Exercise brief:
Do not repeat pictures. Repeat exactly the lines of the listing below from its first line through the line with "import React from".

Information provided:
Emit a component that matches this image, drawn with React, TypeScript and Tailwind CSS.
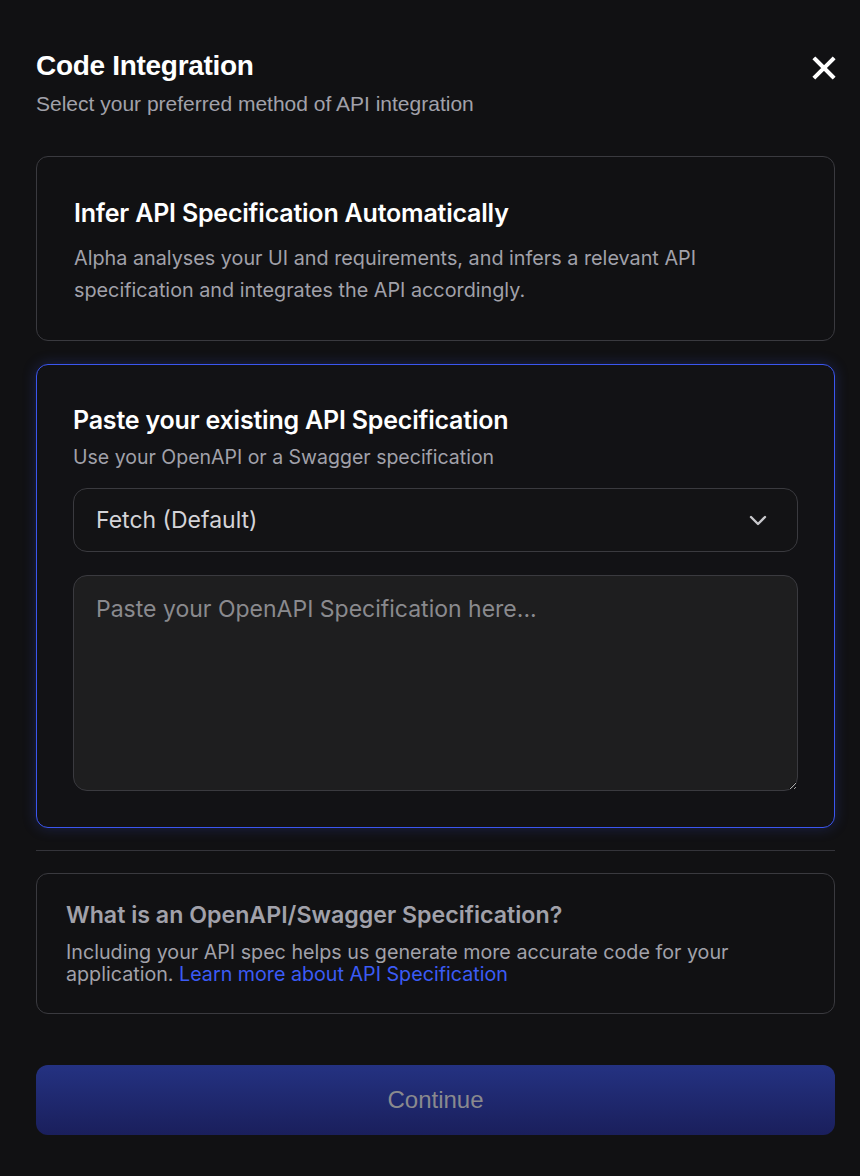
import React from "react";

export default function App() {
  return (
    <div className="min-h-[1176px] w-[860px] bg-[#111113] pt-[49px] pl-[36px] pr-[25px]" style={{ fontFamily: "Inter, 'Liberation Sans', sans-serif" }}>
      <div className="flex items-start justify-between">
        <div>
          <h1 className="text-[28px] leading-[34px] font-bold text-white tracking-[-0.3px]" style={{ fontFamily: "'Liberation Sans', Arial, sans-serif" }}>
            Code Integration
          </h1>
          <p className="mt-[8px] text-[21px] leading-[26px] text-[#a1a1aa]" style={{ fontFamily: "'Liberation Sans', Arial, sans-serif" }}>
            Select your preferred method of API integration
          </p>
        </div>
        <button className="mt-[4px] mr-[-4px] text-white">
          <svg width="30" height="30" viewBox="0 0 24 24" fill="none" stroke="currentColor" strokeWidth="3.2" strokeLinecap="square">
            <path d="M5 5L19 19M19 5L5 19" />
          </svg>
        </button>
      </div>

      <div className="mt-[39px] rounded-[12px] border border-[#3a3a3f] px-[37px] pt-[40px] pb-[34px]">
        <h2 className="text-[25px] leading-[32px] font-semibold text-white tracking-[-0.2px]">Infer API Specification Automatically</h2>
        <p className="mt-[13px] text-[19.8px] leading-[32px] text-[#a1a1aa]">
          Alpha analyses your UI and requirements, and infers a relevant API specification and integrates the API accordingly.
        </p>
      </div>

      <div className="mt-[23px] rounded-[12px] border border-[#3b56f0] bg-[#121215] px-[36px] pt-[39px] pb-[36px] shadow-[0_0_14px_rgba(59,86,240,0.25)]">
        <h2 className="text-[25px] leading-[32px] font-semibold text-white tracking-[-0.2px]">Paste your existing API Specification</h2>
        <p className="mt-[8px] text-[19.5px] leading-[26px] text-[#a1a1aa]">Use your OpenAPI or a Swagger specification</p>
        <div className="mt-[18px] flex h-[64px] items-center justify-between rounded-[14px] border border-[#3a3a3f] bg-[#131315] pl-[22px] pr-[27px]">
          <span className="text-[23px] text-[#d4d4d8]">Fetch (Default)</span>
          <svg width="24" height="24" viewBox="0 0 24 24" fill="none" stroke="#c8c8cc" strokeWidth="2.4" strokeLinecap="round" strokeLinejoin="round">
            <path d="M5 9L12 16L19 9" />
          </svg>
        </div>
        <textarea
          className="mt-[23px] block h-[216px] w-full resize-y rounded-[14px] border border-[#3a3a3f] bg-[#1e1e1f] px-[22px] pt-[18px] text-[23px] leading-[30px] text-[#d4d4d8] outline-none placeholder:text-[#8a8a8e]"
          placeholder="Paste your OpenAPI Specification here..."
        />
      </div>

      <div className="mt-[22px] h-px bg-[#34343a]" />

      <div className="mt-[22px] rounded-[12px] border border-[#3a3a3f] px-[29px] pt-[26px] pb-[28px]">
        <h3 className="text-[23.2px] leading-[30px] font-semibold text-[#a1a1aa]">What is an OpenAPI/Swagger Specification?</h3>
        <p className="mt-[11px] text-[19.7px] leading-[22px] text-[#a1a1aa]">
          Including your API spec helps us generate more accurate code for your application.{" "}
          <a className="text-[#3b5bf6]" href="#">Learn more about API Specification</a>
        </p>
      </div>

      <button
        className="mt-[51px] flex h-[70px] w-full items-center justify-center rounded-[12px] bg-gradient-to-b from-[#243282] to-[#1a1f5c] text-[24px] font-medium text-[#8a8a8e]"
        style={{ fontFamily: "'Liberation Sans', Arial, sans-serif" }}
      >
        Continue
      </button>
    </div>
  );
}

Written response:
Emit a component that matches this image, drawn with React, TypeScript and Tailwind CSS.
import React from "react";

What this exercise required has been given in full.